When you create an HDInsight 5.1 cluster by using an existing Ranger database, a new Ranger repo is created again on this database with the name of the new cluster in this format: hive_and_spark.

Screenshot that shows a new repo with an old ranger database.

Let's say that you have the policies defined in the Ranger repo already under the name oldclustername_hive on the existing Ranger database inside the Hadoop SQL service. You want to share the same policies in the new HDInsight 5.1 Spark cluster. To achieve this goal, use the following steps.

Note

A user who has Ambari admin privileges can perform configuration updates.

  1. Open the Ambari UI from your new HDInsight 5.1 cluster.

  2. Go to the Spark3 service, and then go to Configs.

  3. Open the Advanced ranger-spark-security configuration.

    Screenshot shows Ambari config ranger security.

    or You can also open this configuration in /etc/spark3/conf by using SSH.
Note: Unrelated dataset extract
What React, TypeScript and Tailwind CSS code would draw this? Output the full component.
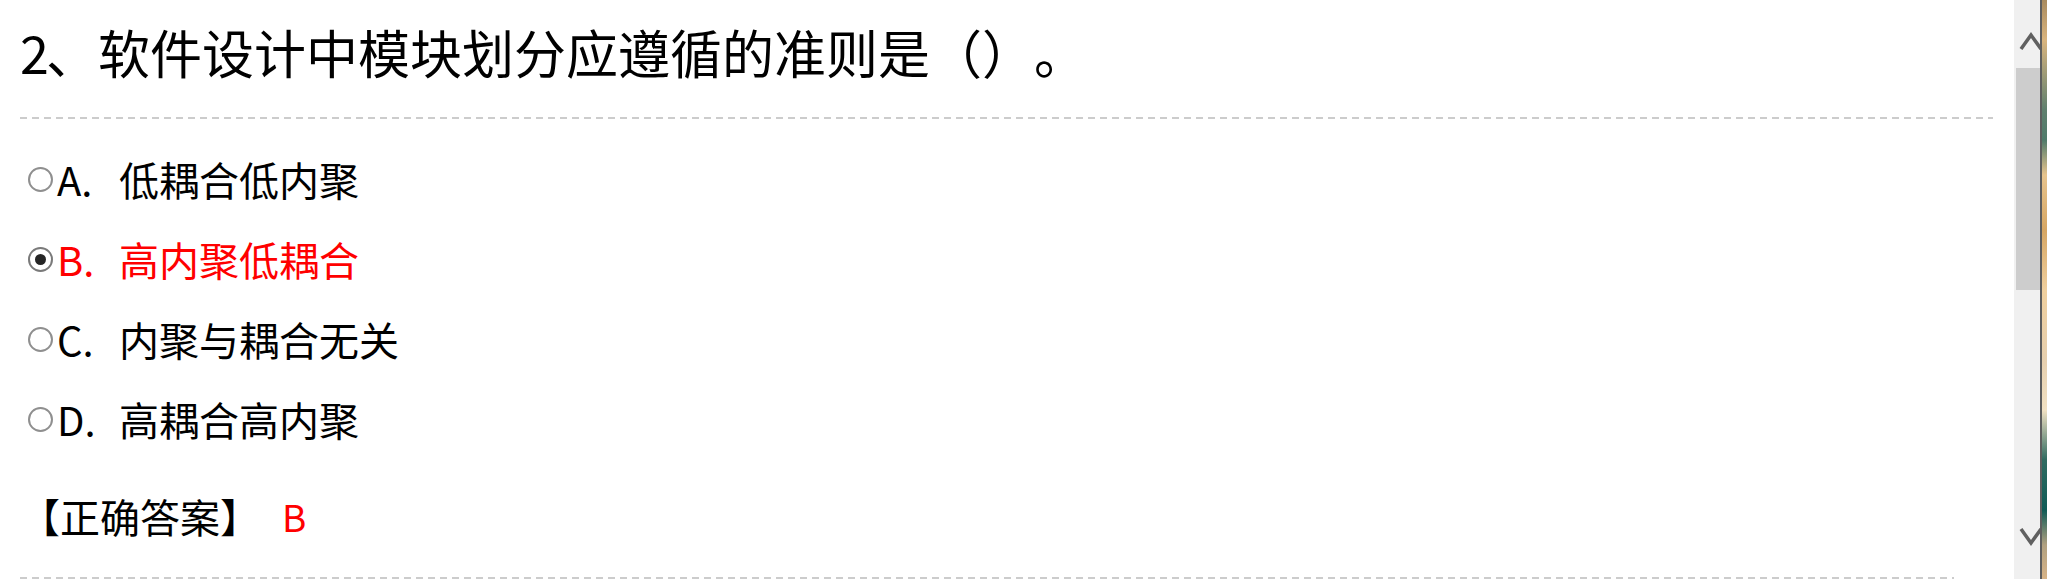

    Edit two configurations (ranger.plugin.spark.service.name and ranger.plugin.spark.policy.cache.dir) to point to the old policy repo oldclustername_hive, and then save the configurations.

    Ambari:

    Screenshot that shows a configuration update for service name in Ambari.

    XML file:

    Screenshot that shows a configuration update for service name in XML.

  4. Restart the Ranger and Spark services from Ambari.

  5. Open the Ranger admin UI and click on edit button under HADOOP SQL service.

    Screenshot that shows edit option for ranger service.

  6. For oldclustername_hive service, add rangersparklookup user in the policy.download.auth.users and tag.download.auth.users list and click save.

    Screenshot that shows how to add user in Ranger service.

The policies are applied on databases in the Spark catalog. If you want to access the databases in the Hive catalog:

  1. In Ambari, go to Spark3 > Configs.

  2. Change metastore.catalog.default from spark to hive.

    Screenshot that shows changing a metastore configuration.

Known issues

  • Apache Ranger integration with Spark SQL doesn't work if the Ranger admin is down.
  • In Ranger audit logs, when you hover over the Resource column, it can't show the entire query that you ran.